During the course of the road trip, the family makes a stop off at a dinosaur museum. This happens to coincide with the exact moment when a tech guru in Silicon Valley is doing a presentation about his newest invention. This is the guy who invented PAL, a personal assistant mobile device. It’s like a cell phone mixed with Alexa, the Amazon TV assistant. And now, he’s up to something new. He has invented full robotic assistants. Life size robots that can do whatever you ask them to. During his presentation, he breaks things on purpose and demonstrates how quickly his robots clean up the mess. And then he starts telling the audience about how the robots have a built in kill code, which means they can never turn on humans. And just as he’s saying this, the robots bypass the kill code and do exactly what he’s telling the crowd is impossible. They turn on the humans.

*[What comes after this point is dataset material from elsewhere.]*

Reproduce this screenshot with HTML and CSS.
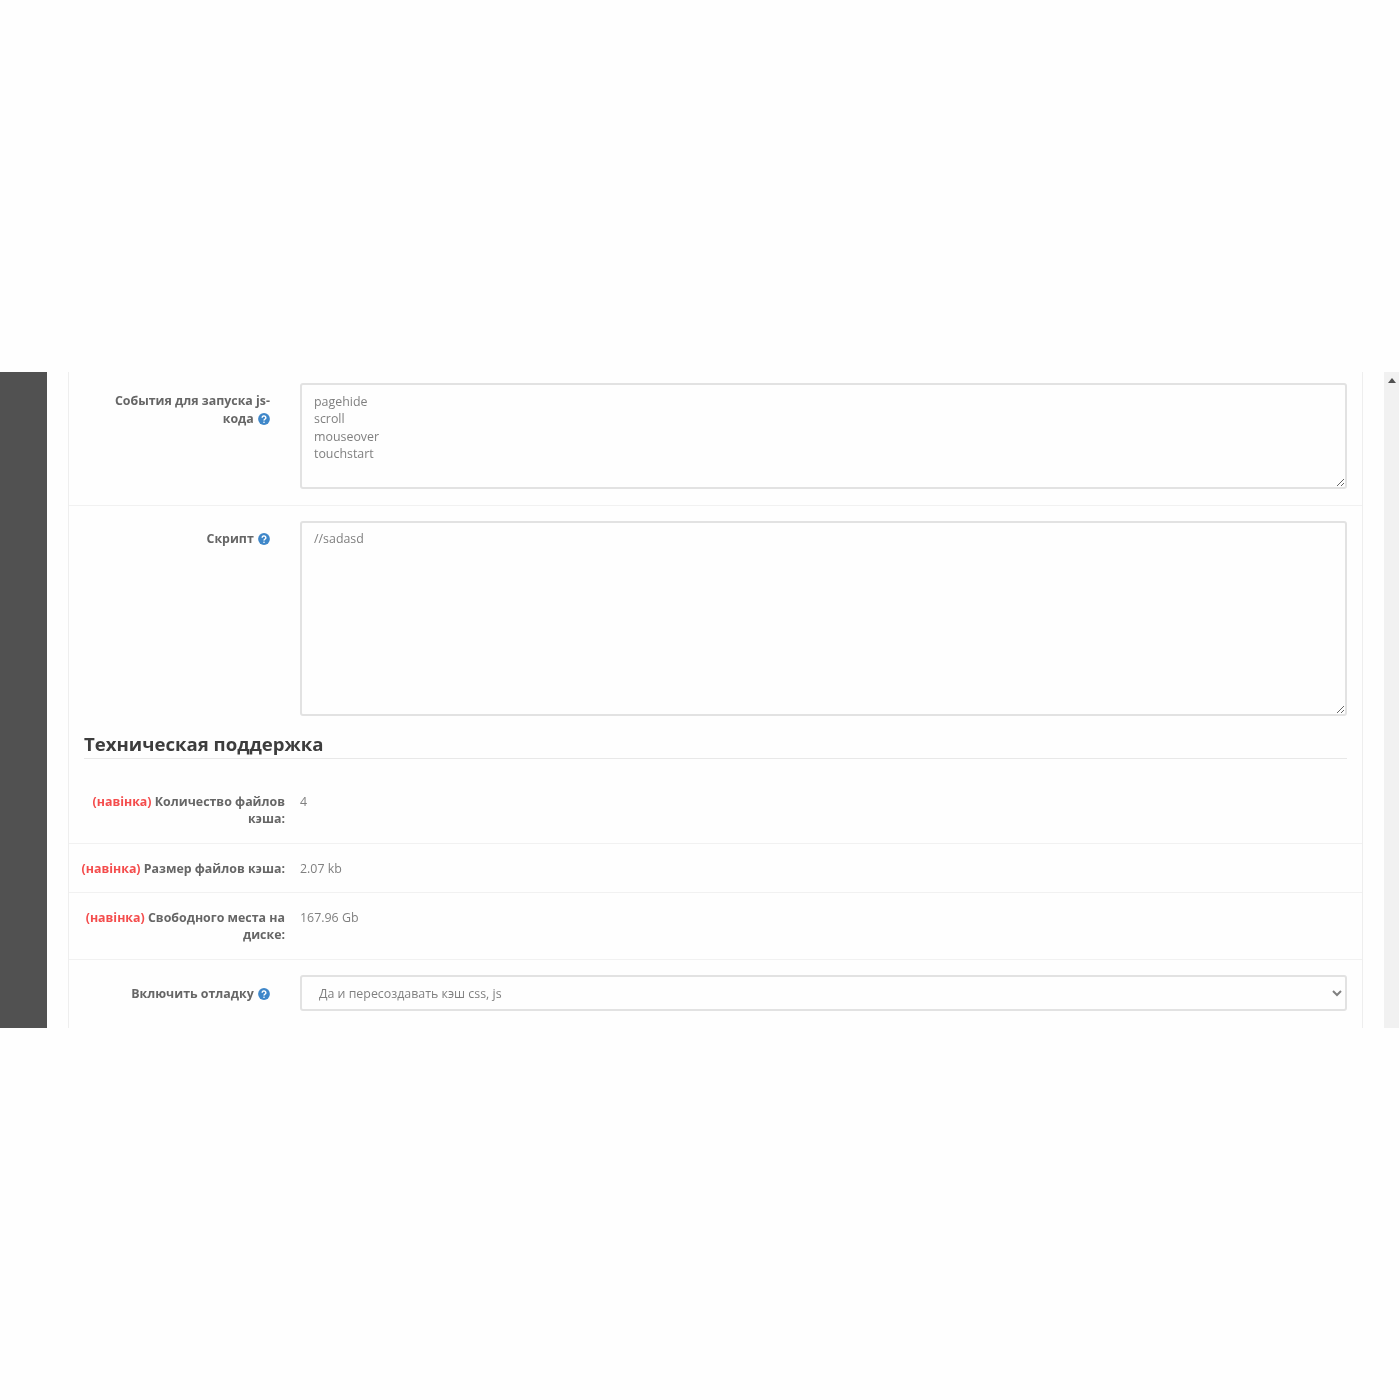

From there, the robots break out and attack, full scale. Pretty soon these attacks are happening all over the world. And then finally, we see what happens when the attacking robots come for the Mitchells. They are still in the dinosaur museum at the time, and they hide and talk quickly about a plan. Of course as a family they can’t really agree to anything, but somehow they end up in a freezer, which is enough cover for the robots to not be able to find them.

 

The dinosaur museum is where a lot of this movie gets figured out. It’s basically the halfway point of the film, and it’s where Katie proposes a plan and Rick disagrees with it. This is also the place where the family gets two robots to malfunction and basically start working for them. The robots become like children, calling the mom “mother,” and helping out with telling the Mitchell’s whatever they need to know to rake down the entire robot uprising. As voiced by Saturday Night Lives Beck Benett and Fred Armison, the robots are actually quite funny.

 

When they finally leave the dinosaur museum, the Mitchell’s employ a pretty cool disguise trick to keep their car hidden from sight. And not long after that, they find themselves at a mall, facing down an army of Ferbies. It’s all pretty creative and fun. And the movie is filled with humor. There are just two problems. The first is the been there before – robot uprising – storyline. It’s not a terrible problem, but it definitely feels familiar. The second problem is the believability factor. There’s just no way the Mitchell’s would get out of all of these attacks so smoothly and perfectly. Now granted it’s an animated movie, which means suspend your belief and just go with it, but one thing Pixar, the high bar setting studio of animation, has been doing lately is upping the believability factor pretty hard. From Onward to Soul to Raya and The Last Dragon (all within a year of each other,) the characters do not get out of their problems easily. With The Mitchell’s vs the Machines, humor is clearly the number one priority, and believability takes a backseat. Now that’s all well and good, and it’s definitely a fun and entertaining movie made for the young YouTube generation (this movie was made by the same team that made Spider-Man: Into the Spiderverse,) but as far as deepened or intelligence, this movie does feel a little lacking. Yes, it hits the Katie Vs her Dad dramatic notes hard, but as far as the robot takeover goes, and how easily the family gets out of it, a little more realism would have gone a long way.